I talked to Greg Cole of Windward performance today about this subject.
He thinks the ideal two-seat trainer...
+ should have good performance, significantly better than an ASK 21
+ be light weight (but rugged) with wing panels weighing less than 140
pounds each, so club members don't mind rigging it each weekend
+ have very nice handling
And ultimately, it should have a front mounted electric motor with a
folding propeller ("TFP" - tractor folding propeller). That would allow
it to use a car launch to 500', turn on the motor, and look for
thermals. No thermals? Climb with the motor.
When it lands, the battery can be exchanged for a fully charged one if
it needs recharging, and the depleted one put on charge (maybe you need
three batteries if the thermals are weak).

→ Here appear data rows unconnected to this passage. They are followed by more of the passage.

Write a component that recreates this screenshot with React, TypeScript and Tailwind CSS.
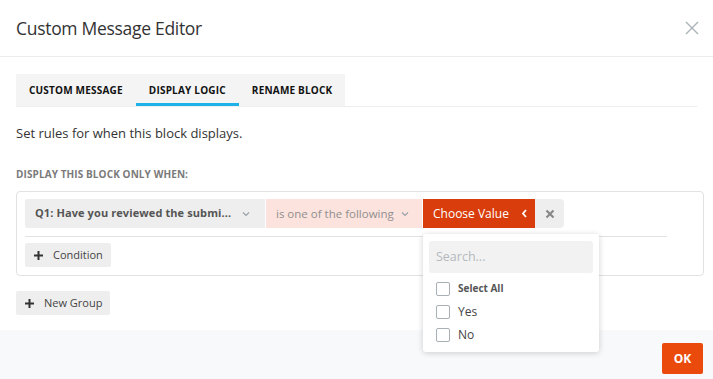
import React from 'react';

const ChevronDown = () => (
  <svg width="10" height="10" viewBox="0 0 10 10" fill="none" stroke="#9aa3a8" strokeWidth="1.2">
    <path d="M2 3.5l3 3 3-3" />
  </svg>
);

const Plus = () => (
  <svg width="11" height="11" viewBox="0 0 11 11" fill="none" stroke="#333" strokeWidth="2">
    <path d="M5.5 1v9M1 5.5h9" />
  </svg>
);

const Checkbox = ({ label, bold }: { label: string; bold?: boolean }) => (
  <div className="flex items-center gap-2 h-[23px]">
    <span className="w-[14px] h-[14px] rounded-[2px] border border-[#a7b0b5] bg-white" />
    <span className={bold ? 'text-[10px] font-bold text-[#555]' : 'text-[12px] text-[#444]'}>{label}</span>
  </div>
);

const App: React.FC = () => {
  return (
    <div className="w-[713px] h-[379px] bg-white flex flex-col overflow-hidden" style={{ fontFamily: '"Open Sans", sans-serif' }}>
      {/* header */}
      <header className="h-[57px] flex items-center justify-between pl-4 pr-[14px] border-b border-[#ececec] shrink-0">
        <h1 className="text-[17.5px] text-[#333] font-normal tracking-[-0.3px]">Custom Message Editor</h1>
        <svg width="14" height="14" viewBox="0 0 14 14" fill="none" stroke="#a9b3b8" strokeWidth="1.4">
          <path d="M1 1l12 12M13 1L1 13" />
        </svg>
      </header>

      <main className="flex-1 pl-4 pr-[9px] pt-[17px] relative">
        {/* tabs */}
        <div className="mr-[7px] border-b border-[#eeeeee]">
          <div className="inline-flex bg-[#f4f4f4] h-[32px]">
            <div className="px-[13px] flex items-center text-[10px] font-bold text-[#111] tracking-[0.2px]">CUSTOM MESSAGE</div>
            <div className="px-[13px] flex items-center text-[10px] font-bold text-[#111] tracking-[0.2px] border-b-[3px] border-[#1fb2e8] pt-[3px]">DISPLAY LOGIC</div>
            <div className="px-[13px] flex items-center text-[10px] font-bold text-[#111] tracking-[0.2px]">RENAME BLOCK</div>
          </div>
        </div>

        <p className="text-[13px] text-[#333] mt-[17px] leading-[18px]">Set rules for when this block displays.</p>
        <p className="text-[10px] font-bold text-[#7a7a7a] tracking-[0.1px] mt-[26px] leading-[12px]">DISPLAY THIS BLOCK ONLY WHEN:</p>

        {/* group */}
        <div className="mt-[11px] h-[85px] border border-[#e2e2e2] rounded-[4px] pt-[7px] pl-[8px] pr-[36px]">
          <div className="flex h-[29px]">
            <div className="w-[240px] bg-[#eeeeee] flex items-center justify-between pl-[10px] pr-[14px] rounded-l-[2px]">
              <span className="text-[11px] font-bold text-[#555] tracking-[0.1px]">Q1: Have you reviewed the submi...</span>
              <ChevronDown />
            </div>
            <div className="w-[156px] ml-px bg-[#fde3dd] flex items-center justify-between pl-[10px] pr-[12px]">
              <span className="text-[11.5px] text-[#8f8f8f]">is one of the following</span>
              <ChevronDown />
            </div>
            <div className="w-[112px] ml-px bg-[#d83d0b] flex items-center pl-[10px] gap-[12px]">
              <span className="text-[12px] text-white">Choose Value</span>
              <svg width="7" height="9" viewBox="0 0 7 9" fill="none" stroke="#fff" strokeWidth="1.8">
                <path d="M5 1L2 4.5 5 8" />
              </svg>
            </div>
            <div className="w-[29px] bg-[#eeeeee] rounded-r-[4px] flex items-center justify-center">
              <svg width="10" height="10" viewBox="0 0 10 10" fill="none" stroke="#888" strokeWidth="2.2">
                <path d="M1.5 1.5l7 7M8.5 1.5l-7 7" />
              </svg>
            </div>
          </div>
          <div className="border-t border-[#e2e2e2] mt-[8px]" />
          <button className="mt-[6px] h-[24px] px-[8px] bg-[#eeeeee] rounded-[2px] flex items-center gap-[9px] text-[11px] text-[#444]">
            <Plus />
            Condition
          </button>
        </div>

        <button className="mt-[15px] h-[24px] px-[8px] bg-[#eeeeee] rounded-[2px] flex items-center gap-[9px] text-[11px] text-[#444] whitespace-nowrap">
          <Plus />
          New Group
        </button>

        {/* dropdown menu */}
        <div className="absolute left-[423px] top-[177px] w-[176px] h-[118px] bg-white rounded-[3px] shadow-[0_1px_6px_rgba(0,0,0,0.18)] z-10 px-[6px] pt-[7px]">
          <div className="h-[32px] bg-[#f2f2f2] rounded-[3px] flex items-center px-[7px] text-[12.5px] text-[#b4b9bd]">Search...</div>
          <div className="mt-[4px] pl-[7px] flex flex-col">
            <Checkbox label="Select All" bold />
            <Checkbox label="Yes" />
            <Checkbox label="No" />
          </div>
        </div>
      </main>

      {/* footer */}
      <footer className="h-[49px] bg-[#f8f9fa] flex items-start justify-end pt-[13px] pr-[10px] shrink-0">
        <button className="w-[41px] h-[31px] bg-[#ea4a0c] text-white text-[12px] font-bold rounded-[2px]">OK</button>
      </footer>
    </div>
  );
};

export default App;
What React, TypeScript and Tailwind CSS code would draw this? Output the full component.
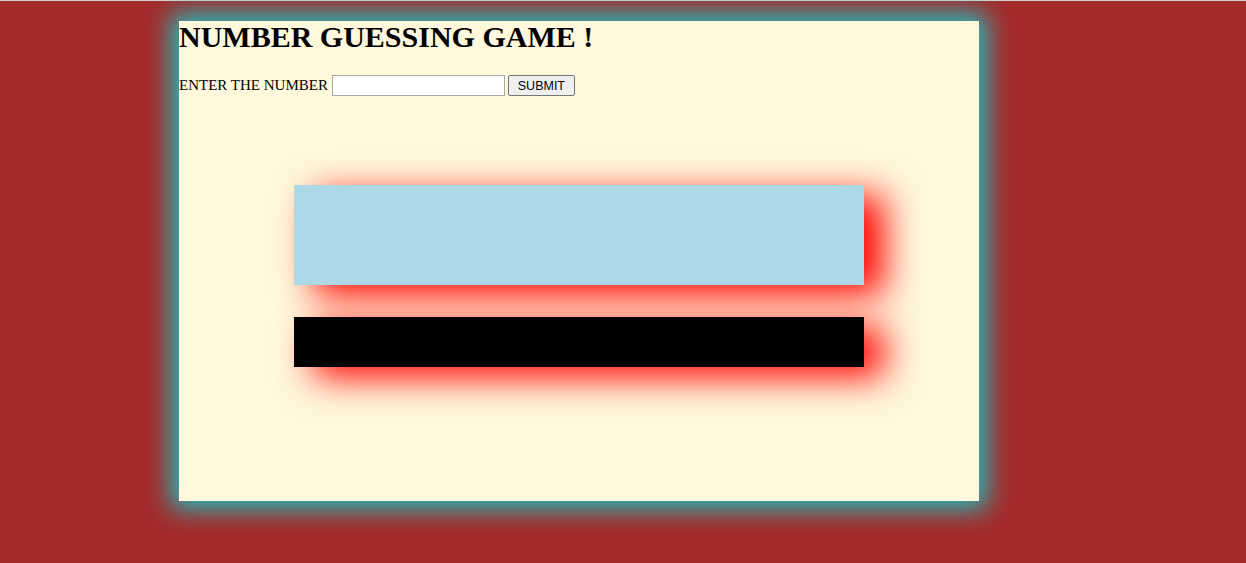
import React from 'react';

const App = () => {
  return (
    <div className="min-h-screen bg-[#a52a2a] overflow-hidden" style={{ fontFamily: '"Liberation Serif", serif' }}>
      <div className="h-px bg-[#d3d3d3]" />
      <div className="ml-[179px] mt-[20px] w-[800px] h-[480px] bg-[#fff8dc] shadow-[0_0_24px_8px_#1fbfc0] flex flex-col text-black">
        <h1 className="mt-[1px] text-[30px] font-bold leading-none mb-[23px]">NUMBER GUESSING GAME !</h1>
        <div className="flex items-center h-[21px] text-[15px] leading-normal">
          <span>ENTER THE NUMBER</span>
          <input type="text" className="ml-[4px] w-[173px] h-[21px] border border-[#a9a9a9] bg-white" />
          <button
            type="button"
            className="ml-[3px] w-[67px] h-[21px] pt-px border border-[#767676] rounded-[2px] bg-[#efefef] text-[12.5px] leading-none text-center"
            style={{ fontFamily: '"Liberation Sans", Arial, sans-serif' }}
          >
            SUBMIT
          </button>
        </div>
        <div className="mx-auto mt-[89px] w-[570px] h-[100px] bg-[#add8e6] shadow-[20px_10px_36px_red]" />
        <div className="mx-auto mt-[32px] w-[570px] h-[50px] bg-black shadow-[20px_10px_36px_red]" />
      </div>
    </div>
  );
};

export default App;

But even if a conventional towplane is used for the launch, the TFP lets
the student and instructor go soaring, even cross country, almost every
flight. Imagine how cool that is! Students would be much more enthused
about soaring if they actually got to do some soaring on every flight,
rather than being told "XC after you have your license", or "XC when you
have your own glider".
Whether it's car launch or towplane, the TFP would allow and encourage
more soaring, even XC, during instruction, and more XC when flown solo.
The light weight and easy rigging would subdue the concerns about
landing out (unlikely with the TFP), and the utilization of the glider
would be much higher than the typical heavy low/medium performance
two-seater.
Greg thinks it would sell, but bringing this glider (any glider!) to
market is very expensive. The full design, molds, production tooling,
and testing will easily exceed a million dollars (aka $1,000,000). So,
for Windward Performance to jump at this opportunity means coming up
with a lot of money. That will a lot easier to do if there are some
orders, so if you want one of these, or think you can find some money
for Windward, please call Greg Cole, and talk to him about it.
Get his contact details he
http://windward-performance.com/contact-us/
--
Eric Greenwell - Washington State, USA (change ".netto" to ".us" to
email me)
No motors! That adds cost, complexity and training issues all out of proportion to any supposed benefit as a trainer. We need *trainers* and a safe, reliable, economical way to launch them. The PW-6 is the closest thing on the market.